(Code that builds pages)
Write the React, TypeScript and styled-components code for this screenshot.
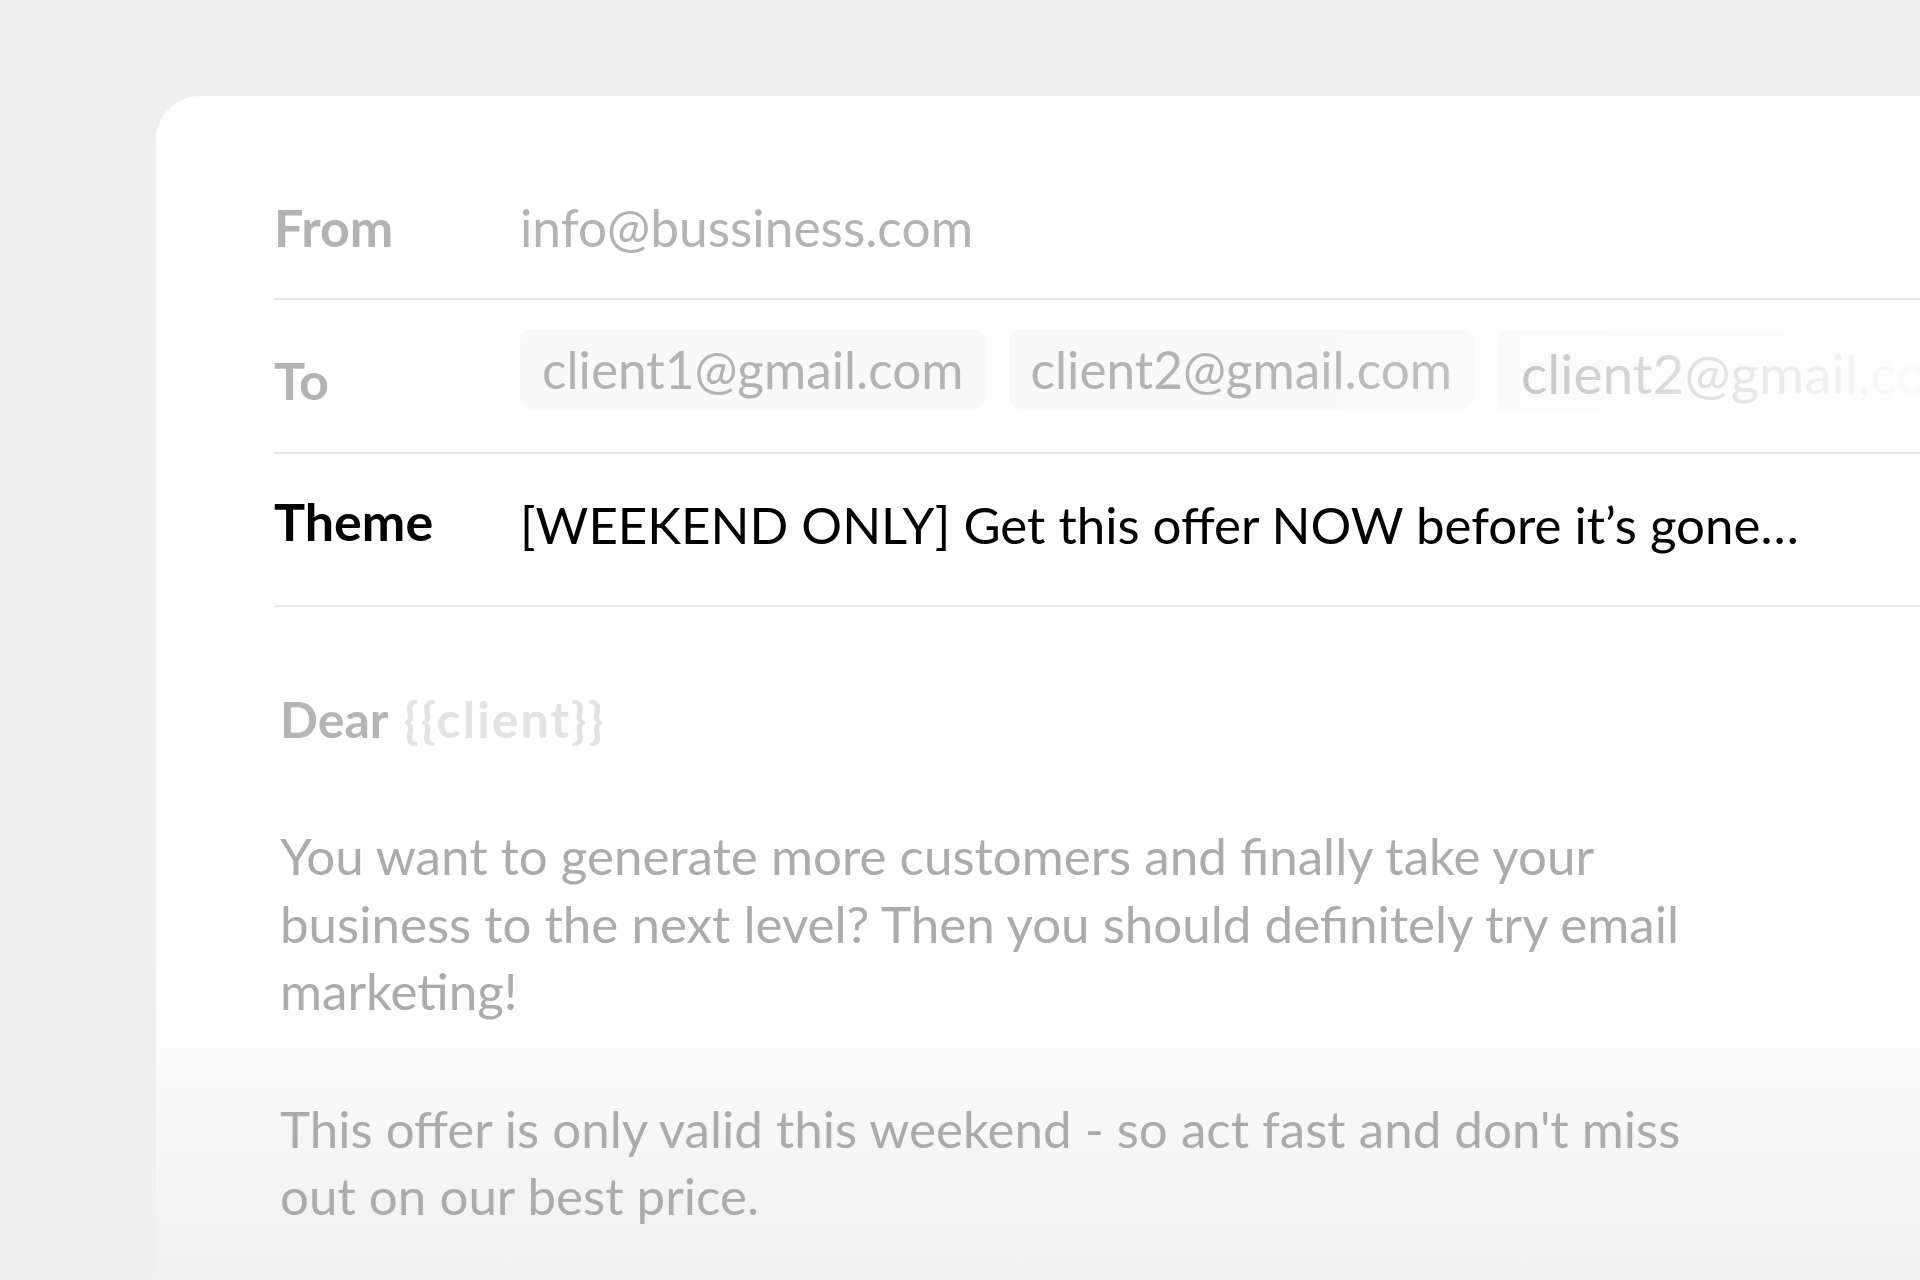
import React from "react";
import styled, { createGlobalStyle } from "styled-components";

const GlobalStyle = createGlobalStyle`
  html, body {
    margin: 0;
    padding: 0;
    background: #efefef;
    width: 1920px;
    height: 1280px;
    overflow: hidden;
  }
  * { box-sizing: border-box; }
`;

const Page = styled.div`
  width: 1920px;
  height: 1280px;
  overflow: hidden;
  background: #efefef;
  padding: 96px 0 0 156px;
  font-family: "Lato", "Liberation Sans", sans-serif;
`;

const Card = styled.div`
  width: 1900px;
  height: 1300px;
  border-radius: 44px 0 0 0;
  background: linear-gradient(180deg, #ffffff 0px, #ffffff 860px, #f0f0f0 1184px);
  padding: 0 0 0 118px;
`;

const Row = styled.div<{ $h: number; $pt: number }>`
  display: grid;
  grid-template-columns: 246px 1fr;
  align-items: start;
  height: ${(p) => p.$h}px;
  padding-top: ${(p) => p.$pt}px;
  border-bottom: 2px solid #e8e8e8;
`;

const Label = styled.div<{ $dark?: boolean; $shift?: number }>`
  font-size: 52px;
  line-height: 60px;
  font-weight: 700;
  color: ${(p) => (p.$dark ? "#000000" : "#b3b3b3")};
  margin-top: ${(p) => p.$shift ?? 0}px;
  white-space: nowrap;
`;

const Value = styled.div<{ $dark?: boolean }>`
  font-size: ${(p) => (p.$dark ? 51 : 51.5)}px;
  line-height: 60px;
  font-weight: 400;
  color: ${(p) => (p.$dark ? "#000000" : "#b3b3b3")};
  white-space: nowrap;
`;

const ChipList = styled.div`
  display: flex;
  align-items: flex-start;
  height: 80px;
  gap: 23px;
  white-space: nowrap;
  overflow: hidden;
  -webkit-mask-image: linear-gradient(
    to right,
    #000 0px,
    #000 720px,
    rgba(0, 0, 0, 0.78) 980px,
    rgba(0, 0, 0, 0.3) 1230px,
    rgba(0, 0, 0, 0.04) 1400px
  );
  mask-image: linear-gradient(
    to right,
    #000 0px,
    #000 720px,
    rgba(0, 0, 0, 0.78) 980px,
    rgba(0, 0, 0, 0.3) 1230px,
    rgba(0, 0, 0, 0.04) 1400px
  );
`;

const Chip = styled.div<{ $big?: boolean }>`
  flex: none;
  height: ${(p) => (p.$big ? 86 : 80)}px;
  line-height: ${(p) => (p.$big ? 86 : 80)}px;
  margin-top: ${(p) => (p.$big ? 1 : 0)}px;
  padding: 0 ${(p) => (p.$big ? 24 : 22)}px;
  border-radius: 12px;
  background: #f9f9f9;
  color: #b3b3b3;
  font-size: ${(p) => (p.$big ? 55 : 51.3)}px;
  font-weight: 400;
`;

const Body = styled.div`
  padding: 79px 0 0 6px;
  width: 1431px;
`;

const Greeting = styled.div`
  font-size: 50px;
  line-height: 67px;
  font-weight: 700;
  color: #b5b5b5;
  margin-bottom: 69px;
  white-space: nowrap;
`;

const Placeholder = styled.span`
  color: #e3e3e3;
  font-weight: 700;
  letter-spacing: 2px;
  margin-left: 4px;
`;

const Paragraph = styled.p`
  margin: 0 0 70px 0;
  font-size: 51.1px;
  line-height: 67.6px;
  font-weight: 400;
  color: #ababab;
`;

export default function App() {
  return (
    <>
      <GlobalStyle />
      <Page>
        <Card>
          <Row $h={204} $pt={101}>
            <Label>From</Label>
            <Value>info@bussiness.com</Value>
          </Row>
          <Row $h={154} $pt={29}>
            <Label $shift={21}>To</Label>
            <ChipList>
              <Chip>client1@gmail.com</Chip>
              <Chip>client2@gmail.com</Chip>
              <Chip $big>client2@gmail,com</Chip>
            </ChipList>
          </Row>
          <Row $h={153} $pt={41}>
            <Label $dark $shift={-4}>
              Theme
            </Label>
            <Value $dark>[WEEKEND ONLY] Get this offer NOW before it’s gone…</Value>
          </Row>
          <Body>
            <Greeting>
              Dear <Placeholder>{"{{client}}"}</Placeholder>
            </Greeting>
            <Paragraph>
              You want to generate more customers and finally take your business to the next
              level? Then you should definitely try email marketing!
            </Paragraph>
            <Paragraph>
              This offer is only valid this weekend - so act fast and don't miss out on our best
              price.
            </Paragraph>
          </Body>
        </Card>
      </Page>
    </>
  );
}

...

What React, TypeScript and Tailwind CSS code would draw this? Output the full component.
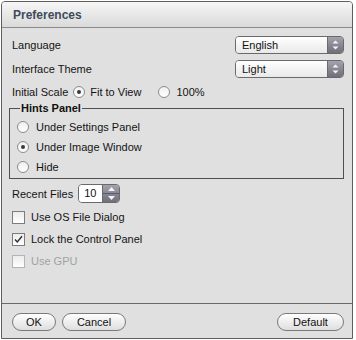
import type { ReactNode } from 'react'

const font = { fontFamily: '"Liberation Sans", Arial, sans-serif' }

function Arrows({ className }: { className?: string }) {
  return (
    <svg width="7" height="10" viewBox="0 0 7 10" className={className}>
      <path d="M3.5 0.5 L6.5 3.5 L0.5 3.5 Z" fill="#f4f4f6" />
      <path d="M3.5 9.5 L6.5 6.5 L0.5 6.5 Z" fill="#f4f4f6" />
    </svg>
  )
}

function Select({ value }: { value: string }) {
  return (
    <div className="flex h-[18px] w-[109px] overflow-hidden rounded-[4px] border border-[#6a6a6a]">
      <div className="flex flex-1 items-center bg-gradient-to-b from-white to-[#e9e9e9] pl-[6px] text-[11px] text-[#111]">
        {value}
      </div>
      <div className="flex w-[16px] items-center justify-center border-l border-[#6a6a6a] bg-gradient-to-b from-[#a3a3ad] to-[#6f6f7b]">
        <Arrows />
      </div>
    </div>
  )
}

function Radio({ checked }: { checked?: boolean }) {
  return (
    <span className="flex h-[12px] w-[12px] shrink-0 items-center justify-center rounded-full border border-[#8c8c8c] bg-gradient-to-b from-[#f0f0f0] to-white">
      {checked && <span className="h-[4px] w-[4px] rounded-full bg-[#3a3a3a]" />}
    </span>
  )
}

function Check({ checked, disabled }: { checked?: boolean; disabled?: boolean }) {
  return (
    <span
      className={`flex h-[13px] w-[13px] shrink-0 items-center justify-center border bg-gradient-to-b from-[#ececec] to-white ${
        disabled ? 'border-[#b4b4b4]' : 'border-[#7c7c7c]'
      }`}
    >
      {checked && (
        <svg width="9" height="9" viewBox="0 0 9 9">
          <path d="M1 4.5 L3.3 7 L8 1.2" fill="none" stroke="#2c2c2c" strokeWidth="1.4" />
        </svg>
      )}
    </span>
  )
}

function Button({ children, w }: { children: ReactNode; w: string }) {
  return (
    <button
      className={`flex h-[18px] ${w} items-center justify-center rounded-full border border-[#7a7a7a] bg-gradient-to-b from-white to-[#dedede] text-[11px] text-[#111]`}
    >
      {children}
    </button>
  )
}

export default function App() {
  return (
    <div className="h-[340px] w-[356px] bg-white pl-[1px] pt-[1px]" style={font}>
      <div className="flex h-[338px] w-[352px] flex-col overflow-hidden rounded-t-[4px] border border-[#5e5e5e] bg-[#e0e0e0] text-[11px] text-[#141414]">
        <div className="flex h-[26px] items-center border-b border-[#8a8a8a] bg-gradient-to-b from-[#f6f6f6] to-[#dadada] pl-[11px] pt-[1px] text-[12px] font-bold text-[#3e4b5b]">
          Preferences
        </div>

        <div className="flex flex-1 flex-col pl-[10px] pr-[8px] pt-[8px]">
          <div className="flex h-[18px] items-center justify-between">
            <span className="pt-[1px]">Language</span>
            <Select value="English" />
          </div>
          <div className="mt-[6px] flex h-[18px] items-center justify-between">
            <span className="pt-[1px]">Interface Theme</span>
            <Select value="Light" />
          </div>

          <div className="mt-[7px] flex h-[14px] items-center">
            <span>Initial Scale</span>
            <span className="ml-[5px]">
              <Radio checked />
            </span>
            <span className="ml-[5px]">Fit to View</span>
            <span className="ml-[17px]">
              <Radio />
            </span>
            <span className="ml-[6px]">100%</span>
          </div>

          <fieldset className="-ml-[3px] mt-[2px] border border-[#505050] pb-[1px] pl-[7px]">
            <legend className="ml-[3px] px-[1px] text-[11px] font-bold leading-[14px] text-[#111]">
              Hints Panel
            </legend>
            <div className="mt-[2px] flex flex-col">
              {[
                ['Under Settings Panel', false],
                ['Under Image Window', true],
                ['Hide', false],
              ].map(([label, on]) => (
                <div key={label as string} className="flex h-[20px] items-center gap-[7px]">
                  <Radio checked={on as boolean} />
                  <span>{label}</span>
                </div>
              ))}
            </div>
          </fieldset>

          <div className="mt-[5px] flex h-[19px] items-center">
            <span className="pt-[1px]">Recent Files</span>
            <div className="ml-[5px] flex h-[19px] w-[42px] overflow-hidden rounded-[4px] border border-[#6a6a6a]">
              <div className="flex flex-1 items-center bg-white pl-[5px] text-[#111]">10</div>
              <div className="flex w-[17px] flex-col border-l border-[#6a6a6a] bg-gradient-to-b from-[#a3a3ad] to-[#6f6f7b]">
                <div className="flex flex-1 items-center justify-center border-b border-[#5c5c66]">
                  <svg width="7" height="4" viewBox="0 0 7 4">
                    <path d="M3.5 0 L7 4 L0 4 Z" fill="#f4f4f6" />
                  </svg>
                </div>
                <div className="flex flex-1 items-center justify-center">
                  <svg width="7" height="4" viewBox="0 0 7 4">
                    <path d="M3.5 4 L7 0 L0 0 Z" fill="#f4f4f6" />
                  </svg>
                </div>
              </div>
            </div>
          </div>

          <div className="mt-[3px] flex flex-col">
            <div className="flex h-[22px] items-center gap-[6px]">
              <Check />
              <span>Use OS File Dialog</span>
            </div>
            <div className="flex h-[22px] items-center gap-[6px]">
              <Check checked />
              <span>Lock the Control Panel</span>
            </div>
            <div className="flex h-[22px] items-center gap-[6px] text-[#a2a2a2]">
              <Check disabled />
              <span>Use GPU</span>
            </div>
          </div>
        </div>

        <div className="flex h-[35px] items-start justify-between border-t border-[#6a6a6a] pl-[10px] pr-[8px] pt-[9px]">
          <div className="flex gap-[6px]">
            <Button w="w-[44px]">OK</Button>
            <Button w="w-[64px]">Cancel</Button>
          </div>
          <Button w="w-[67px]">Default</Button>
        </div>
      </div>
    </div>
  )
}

Task objective => Pick out and copy the lines of the material that include the word "full".

Answer to this problem =>
What React, TypeScript and Tailwind CSS code would draw this? Output the full component.
    <span className="flex h-[12px] w-[12px] shrink-0 items-center justify-center rounded-full border border-[#8c8c8c] bg-gradient-to-b from-[#f0f0f0] to-white">
      {checked && <span className="h-[4px] w-[4px] rounded-full bg-[#3a3a3a]" />}
      className={`flex h-[18px] ${w} items-center justify-center rounded-full border border-[#7a7a7a] bg-gradient-to-b from-white to-[#dedede] text-[11px] text-[#111]`}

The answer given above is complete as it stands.